Collected data:
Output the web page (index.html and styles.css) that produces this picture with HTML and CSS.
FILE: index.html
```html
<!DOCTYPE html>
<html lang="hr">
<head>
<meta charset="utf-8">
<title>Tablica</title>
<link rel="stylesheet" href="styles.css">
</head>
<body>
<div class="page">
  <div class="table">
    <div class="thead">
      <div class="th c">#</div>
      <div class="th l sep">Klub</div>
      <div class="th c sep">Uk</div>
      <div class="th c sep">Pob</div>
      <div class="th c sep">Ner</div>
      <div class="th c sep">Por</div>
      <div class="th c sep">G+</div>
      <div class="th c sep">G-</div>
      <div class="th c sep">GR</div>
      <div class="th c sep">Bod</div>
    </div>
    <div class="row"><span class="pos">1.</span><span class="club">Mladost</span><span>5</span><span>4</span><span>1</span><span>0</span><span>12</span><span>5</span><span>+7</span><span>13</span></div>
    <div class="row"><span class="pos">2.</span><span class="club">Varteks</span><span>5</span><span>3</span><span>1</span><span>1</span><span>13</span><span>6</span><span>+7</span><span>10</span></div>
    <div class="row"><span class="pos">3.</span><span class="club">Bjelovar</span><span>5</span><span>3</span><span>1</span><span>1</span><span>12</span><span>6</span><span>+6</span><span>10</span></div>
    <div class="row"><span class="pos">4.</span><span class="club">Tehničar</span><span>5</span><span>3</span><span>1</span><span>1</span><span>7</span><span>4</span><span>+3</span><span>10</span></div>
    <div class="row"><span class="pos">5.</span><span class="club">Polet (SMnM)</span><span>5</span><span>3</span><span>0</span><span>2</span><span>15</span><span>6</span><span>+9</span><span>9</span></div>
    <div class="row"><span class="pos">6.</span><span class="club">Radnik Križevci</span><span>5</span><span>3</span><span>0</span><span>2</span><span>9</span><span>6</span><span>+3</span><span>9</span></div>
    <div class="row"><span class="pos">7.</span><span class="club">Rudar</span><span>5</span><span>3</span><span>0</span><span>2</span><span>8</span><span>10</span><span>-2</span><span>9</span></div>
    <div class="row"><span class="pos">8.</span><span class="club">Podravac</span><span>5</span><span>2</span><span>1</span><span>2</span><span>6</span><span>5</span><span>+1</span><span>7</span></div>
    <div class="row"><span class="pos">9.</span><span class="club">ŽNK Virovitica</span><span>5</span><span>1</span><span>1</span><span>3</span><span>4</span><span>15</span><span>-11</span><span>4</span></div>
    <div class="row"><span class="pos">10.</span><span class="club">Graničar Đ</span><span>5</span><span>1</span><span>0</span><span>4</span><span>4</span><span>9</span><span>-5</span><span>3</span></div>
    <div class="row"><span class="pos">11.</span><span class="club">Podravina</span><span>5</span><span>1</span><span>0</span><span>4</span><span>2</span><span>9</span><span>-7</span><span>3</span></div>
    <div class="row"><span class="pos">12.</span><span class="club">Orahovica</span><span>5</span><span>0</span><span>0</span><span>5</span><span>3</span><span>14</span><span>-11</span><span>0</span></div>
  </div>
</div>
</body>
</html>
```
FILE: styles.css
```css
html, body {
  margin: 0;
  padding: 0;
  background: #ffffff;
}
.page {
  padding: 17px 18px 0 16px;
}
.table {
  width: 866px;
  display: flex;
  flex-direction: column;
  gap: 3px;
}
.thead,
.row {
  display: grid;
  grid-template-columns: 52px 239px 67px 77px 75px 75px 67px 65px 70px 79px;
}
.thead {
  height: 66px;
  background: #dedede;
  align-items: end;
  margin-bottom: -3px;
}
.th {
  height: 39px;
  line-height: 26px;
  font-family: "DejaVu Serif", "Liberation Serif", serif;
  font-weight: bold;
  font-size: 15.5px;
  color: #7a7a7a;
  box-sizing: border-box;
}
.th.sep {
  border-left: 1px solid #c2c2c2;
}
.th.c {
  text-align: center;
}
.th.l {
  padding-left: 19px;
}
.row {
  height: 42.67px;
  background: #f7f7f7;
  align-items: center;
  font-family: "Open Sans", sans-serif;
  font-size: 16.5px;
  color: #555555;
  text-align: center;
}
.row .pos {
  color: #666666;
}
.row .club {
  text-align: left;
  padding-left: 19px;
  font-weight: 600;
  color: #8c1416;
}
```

Your instructions: Give back the data above exactly as it appears.

Written answer:
Output the web page (index.html and styles.css) that produces this picture with HTML and CSS.
FILE: index.html
```html
<!DOCTYPE html>
<html lang="hr">
<head>
<meta charset="utf-8">
<title>Tablica</title>
<link rel="stylesheet" href="styles.css">
</head>
<body>
<div class="page">
  <div class="table">
    <div class="thead">
      <div class="th c">#</div>
      <div class="th l sep">Klub</div>
      <div class="th c sep">Uk</div>
      <div class="th c sep">Pob</div>
      <div class="th c sep">Ner</div>
      <div class="th c sep">Por</div>
      <div class="th c sep">G+</div>
      <div class="th c sep">G-</div>
      <div class="th c sep">GR</div>
      <div class="th c sep">Bod</div>
    </div>
    <div class="row"><span class="pos">1.</span><span class="club">Mladost</span><span>5</span><span>4</span><span>1</span><span>0</span><span>12</span><span>5</span><span>+7</span><span>13</span></div>
    <div class="row"><span class="pos">2.</span><span class="club">Varteks</span><span>5</span><span>3</span><span>1</span><span>1</span><span>13</span><span>6</span><span>+7</span><span>10</span></div>
    <div class="row"><span class="pos">3.</span><span class="club">Bjelovar</span><span>5</span><span>3</span><span>1</span><span>1</span><span>12</span><span>6</span><span>+6</span><span>10</span></div>
    <div class="row"><span class="pos">4.</span><span class="club">Tehničar</span><span>5</span><span>3</span><span>1</span><span>1</span><span>7</span><span>4</span><span>+3</span><span>10</span></div>
    <div class="row"><span class="pos">5.</span><span class="club">Polet (SMnM)</span><span>5</span><span>3</span><span>0</span><span>2</span><span>15</span><span>6</span><span>+9</span><span>9</span></div>
    <div class="row"><span class="pos">6.</span><span class="club">Radnik Križevci</span><span>5</span><span>3</span><span>0</span><span>2</span><span>9</span><span>6</span><span>+3</span><span>9</span></div>
    <div class="row"><span class="pos">7.</span><span class="club">Rudar</span><span>5</span><span>3</span><span>0</span><span>2</span><span>8</span><span>10</span><span>-2</span><span>9</span></div>
    <div class="row"><span class="pos">8.</span><span class="club">Podravac</span><span>5</span><span>2</span><span>1</span><span>2</span><span>6</span><span>5</span><span>+1</span><span>7</span></div>
    <div class="row"><span class="pos">9.</span><span class="club">ŽNK Virovitica</span><span>5</span><span>1</span><span>1</span><span>3</span><span>4</span><span>15</span><span>-11</span><span>4</span></div>
    <div class="row"><span class="pos">10.</span><span class="club">Graničar Đ</span><span>5</span><span>1</span><span>0</span><span>4</span><span>4</span><span>9</span><span>-5</span><span>3</span></div>
    <div class="row"><span class="pos">11.</span><span class="club">Podravina</span><span>5</span><span>1</span><span>0</span><span>4</span><span>2</span><span>9</span><span>-7</span><span>3</span></div>
    <div class="row"><span class="pos">12.</span><span class="club">Orahovica</span><span>5</span><span>0</span><span>0</span><span>5</span><span>3</span><span>14</span><span>-11</span><span>0</span></div>
  </div>
</div>
</body>
</html>
```
FILE: styles.css
```css
html, body {
  margin: 0;
  padding: 0;
  background: #ffffff;
}
.page {
  padding: 17px 18px 0 16px;
}
.table {
  width: 866px;
  display: flex;
  flex-direction: column;
  gap: 3px;
}
.thead,
.row {
  display: grid;
  grid-template-columns: 52px 239px 67px 77px 75px 75px 67px 65px 70px 79px;
}
.thead {
  height: 66px;
  background: #dedede;
  align-items: end;
  margin-bottom: -3px;
}
.th {
  height: 39px;
  line-height: 26px;
  font-family: "DejaVu Serif", "Liberation Serif", serif;
  font-weight: bold;
  font-size: 15.5px;
  color: #7a7a7a;
  box-sizing: border-box;
}
.th.sep {
  border-left: 1px solid #c2c2c2;
}
.th.c {
  text-align: center;
}
.th.l {
  padding-left: 19px;
}
.row {
  height: 42.67px;
  background: #f7f7f7;
  align-items: center;
  font-family: "Open Sans", sans-serif;
  font-size: 16.5px;
  color: #555555;
  text-align: center;
}
.row .pos {
  color: #666666;
}
.row .club {
  text-align: left;
  padding-left: 19px;
  font-weight: 600;
  color: #8c1416;
}
```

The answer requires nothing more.